WORK TO DO
Skip the pictures. Set down, word for word, the lines from the start of the material up to and including the line with "font-weight: 400;".

____

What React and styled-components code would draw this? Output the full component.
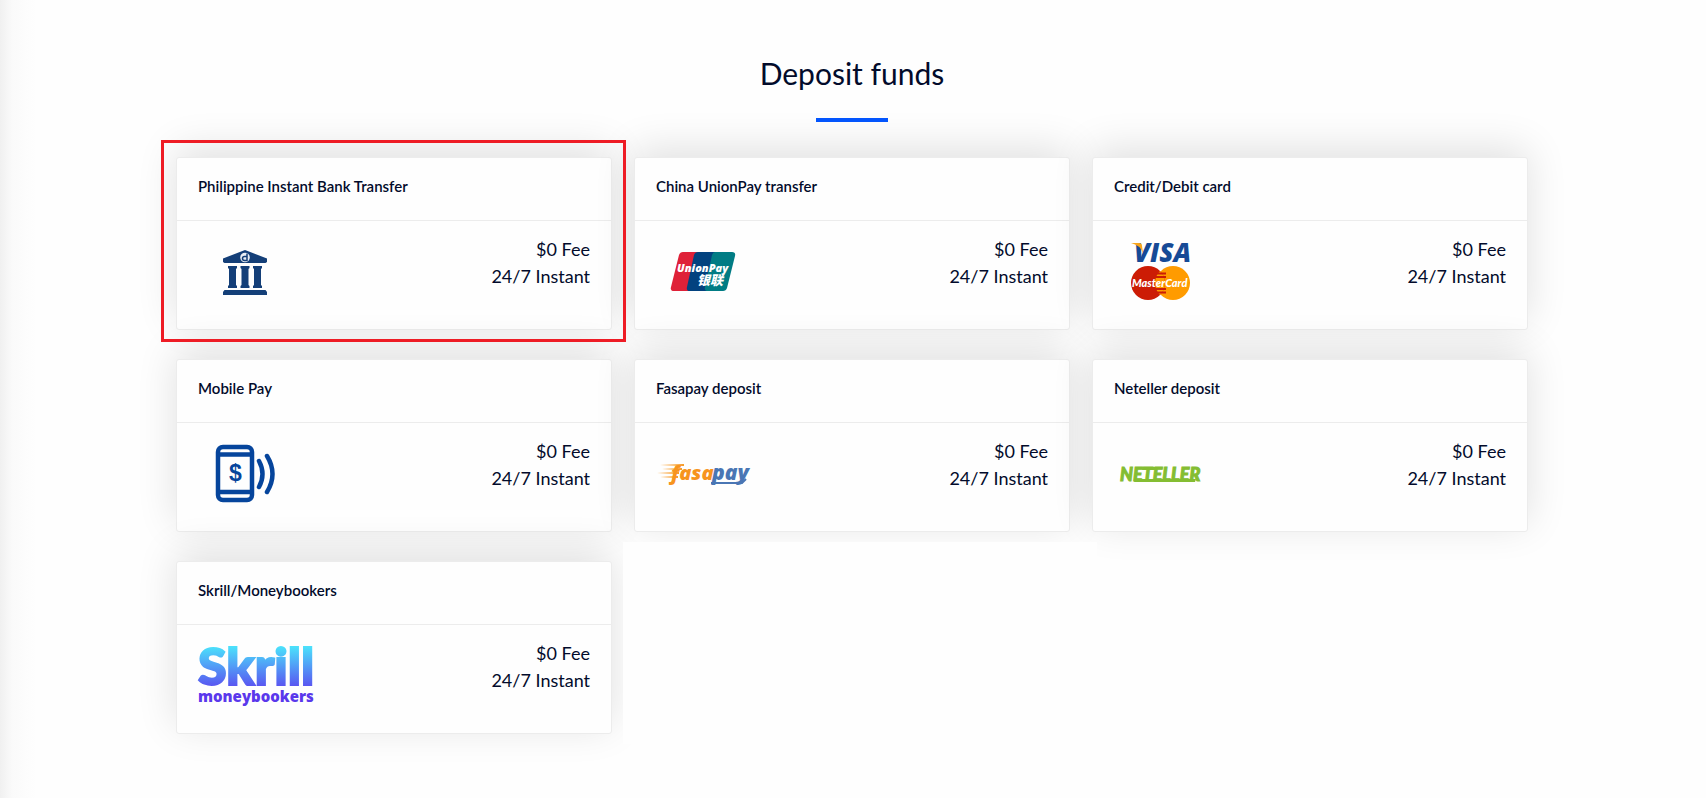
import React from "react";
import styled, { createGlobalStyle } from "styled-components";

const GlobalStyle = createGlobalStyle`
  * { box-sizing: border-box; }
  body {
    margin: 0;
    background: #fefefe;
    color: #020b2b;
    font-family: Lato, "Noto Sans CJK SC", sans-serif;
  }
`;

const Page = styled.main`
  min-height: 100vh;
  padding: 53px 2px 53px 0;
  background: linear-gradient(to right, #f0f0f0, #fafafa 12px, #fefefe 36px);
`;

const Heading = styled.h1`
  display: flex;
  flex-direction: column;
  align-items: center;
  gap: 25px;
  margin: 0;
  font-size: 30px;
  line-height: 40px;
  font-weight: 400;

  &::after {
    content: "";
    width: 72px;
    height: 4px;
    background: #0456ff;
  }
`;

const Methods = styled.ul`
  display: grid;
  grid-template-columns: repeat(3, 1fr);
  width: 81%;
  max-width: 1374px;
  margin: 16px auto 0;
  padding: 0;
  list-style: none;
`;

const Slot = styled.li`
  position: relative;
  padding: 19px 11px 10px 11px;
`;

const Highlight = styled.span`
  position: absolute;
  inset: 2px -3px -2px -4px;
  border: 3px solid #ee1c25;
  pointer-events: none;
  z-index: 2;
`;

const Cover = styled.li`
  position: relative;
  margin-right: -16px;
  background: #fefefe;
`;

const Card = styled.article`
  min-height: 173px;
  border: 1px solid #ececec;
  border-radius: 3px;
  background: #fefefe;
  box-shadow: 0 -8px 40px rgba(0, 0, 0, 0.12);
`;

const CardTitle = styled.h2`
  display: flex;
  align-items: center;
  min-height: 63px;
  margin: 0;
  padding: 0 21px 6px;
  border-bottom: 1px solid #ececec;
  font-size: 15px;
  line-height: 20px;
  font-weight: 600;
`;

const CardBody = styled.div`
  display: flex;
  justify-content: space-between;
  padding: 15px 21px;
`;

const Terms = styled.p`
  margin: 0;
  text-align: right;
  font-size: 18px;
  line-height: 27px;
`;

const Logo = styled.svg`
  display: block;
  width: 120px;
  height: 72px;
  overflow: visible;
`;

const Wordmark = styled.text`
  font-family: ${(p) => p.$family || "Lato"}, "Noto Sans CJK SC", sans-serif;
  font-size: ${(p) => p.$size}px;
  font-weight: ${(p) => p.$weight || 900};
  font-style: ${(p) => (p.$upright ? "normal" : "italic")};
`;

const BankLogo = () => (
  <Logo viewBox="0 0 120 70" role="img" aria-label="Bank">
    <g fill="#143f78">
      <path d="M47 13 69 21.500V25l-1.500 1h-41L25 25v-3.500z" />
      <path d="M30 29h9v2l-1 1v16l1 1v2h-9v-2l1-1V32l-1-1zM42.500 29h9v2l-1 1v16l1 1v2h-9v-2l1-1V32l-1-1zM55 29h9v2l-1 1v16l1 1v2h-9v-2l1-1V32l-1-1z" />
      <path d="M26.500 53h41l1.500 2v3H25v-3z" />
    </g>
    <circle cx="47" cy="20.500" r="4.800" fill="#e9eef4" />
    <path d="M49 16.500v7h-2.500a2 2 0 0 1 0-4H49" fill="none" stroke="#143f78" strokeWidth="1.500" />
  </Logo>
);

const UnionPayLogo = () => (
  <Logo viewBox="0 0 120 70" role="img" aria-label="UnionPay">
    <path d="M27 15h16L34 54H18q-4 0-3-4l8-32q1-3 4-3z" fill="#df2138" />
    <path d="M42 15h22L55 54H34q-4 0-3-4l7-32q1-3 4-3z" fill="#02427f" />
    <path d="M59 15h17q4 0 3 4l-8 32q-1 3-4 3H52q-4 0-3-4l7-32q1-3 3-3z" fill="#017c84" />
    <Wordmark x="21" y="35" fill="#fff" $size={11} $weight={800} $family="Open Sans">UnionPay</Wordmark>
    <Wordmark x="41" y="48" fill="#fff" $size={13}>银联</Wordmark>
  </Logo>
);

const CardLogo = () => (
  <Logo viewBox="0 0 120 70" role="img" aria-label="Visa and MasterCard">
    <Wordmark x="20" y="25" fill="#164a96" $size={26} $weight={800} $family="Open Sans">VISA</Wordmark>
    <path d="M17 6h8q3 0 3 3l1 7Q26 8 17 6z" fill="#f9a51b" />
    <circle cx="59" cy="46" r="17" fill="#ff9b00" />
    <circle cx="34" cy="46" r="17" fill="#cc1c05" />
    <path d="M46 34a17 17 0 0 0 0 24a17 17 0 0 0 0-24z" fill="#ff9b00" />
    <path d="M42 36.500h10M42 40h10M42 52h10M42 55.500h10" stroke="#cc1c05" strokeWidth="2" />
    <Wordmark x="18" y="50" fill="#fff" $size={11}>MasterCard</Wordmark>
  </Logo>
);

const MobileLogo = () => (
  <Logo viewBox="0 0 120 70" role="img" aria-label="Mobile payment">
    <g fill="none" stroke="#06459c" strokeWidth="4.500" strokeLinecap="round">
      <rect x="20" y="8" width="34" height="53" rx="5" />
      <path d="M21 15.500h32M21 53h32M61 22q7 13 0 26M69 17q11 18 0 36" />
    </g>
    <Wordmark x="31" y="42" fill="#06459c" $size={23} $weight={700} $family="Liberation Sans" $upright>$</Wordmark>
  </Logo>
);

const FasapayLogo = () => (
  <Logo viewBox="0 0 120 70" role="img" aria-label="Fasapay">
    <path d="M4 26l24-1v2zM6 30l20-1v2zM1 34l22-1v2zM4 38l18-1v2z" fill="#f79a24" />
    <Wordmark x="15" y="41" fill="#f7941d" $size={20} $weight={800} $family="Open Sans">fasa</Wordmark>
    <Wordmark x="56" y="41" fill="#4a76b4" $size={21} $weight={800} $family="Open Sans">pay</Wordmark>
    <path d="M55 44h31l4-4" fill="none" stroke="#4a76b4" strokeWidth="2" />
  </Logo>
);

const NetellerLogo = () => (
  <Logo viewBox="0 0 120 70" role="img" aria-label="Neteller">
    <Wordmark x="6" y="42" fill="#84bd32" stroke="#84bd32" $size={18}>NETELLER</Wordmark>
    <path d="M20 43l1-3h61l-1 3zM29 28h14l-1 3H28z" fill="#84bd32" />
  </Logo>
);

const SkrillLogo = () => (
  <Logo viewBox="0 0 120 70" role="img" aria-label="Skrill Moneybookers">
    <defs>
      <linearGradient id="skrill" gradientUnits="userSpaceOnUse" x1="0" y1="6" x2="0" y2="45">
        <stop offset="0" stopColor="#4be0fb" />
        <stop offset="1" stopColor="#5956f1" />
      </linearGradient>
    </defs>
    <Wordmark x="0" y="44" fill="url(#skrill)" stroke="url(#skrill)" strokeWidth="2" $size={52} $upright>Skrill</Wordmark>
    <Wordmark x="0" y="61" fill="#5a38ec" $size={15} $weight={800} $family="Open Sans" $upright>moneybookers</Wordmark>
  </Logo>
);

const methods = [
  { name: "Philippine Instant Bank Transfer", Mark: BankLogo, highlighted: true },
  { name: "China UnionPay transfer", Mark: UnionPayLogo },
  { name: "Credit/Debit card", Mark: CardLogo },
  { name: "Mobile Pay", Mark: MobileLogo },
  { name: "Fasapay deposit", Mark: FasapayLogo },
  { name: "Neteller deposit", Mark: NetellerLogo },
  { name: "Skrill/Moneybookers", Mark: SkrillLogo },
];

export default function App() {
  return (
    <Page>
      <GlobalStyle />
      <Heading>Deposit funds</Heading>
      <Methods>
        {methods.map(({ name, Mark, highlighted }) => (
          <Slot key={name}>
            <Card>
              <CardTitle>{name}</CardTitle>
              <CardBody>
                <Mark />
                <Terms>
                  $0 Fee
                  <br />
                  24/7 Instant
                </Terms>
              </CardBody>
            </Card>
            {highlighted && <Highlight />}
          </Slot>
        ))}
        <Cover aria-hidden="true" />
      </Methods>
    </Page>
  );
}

____

FINAL RESULT
What React and styled-components code would draw this? Output the full component.
import React from "react";
import styled, { createGlobalStyle } from "styled-components";

const GlobalStyle = createGlobalStyle`
  * { box-sizing: border-box; }
  body {
    margin: 0;
    background: #fefefe;
    color: #020b2b;
    font-family: Lato, "Noto Sans CJK SC", sans-serif;
  }
`;

const Page = styled.main`
  min-height: 100vh;
  padding: 53px 2px 53px 0;
  background: linear-gradient(to right, #f0f0f0, #fafafa 12px, #fefefe 36px);
`;

const Heading = styled.h1`
  display: flex;
  flex-direction: column;
  align-items: center;
  gap: 25px;
  margin: 0;
  font-size: 30px;
  line-height: 40px;
  font-weight: 400;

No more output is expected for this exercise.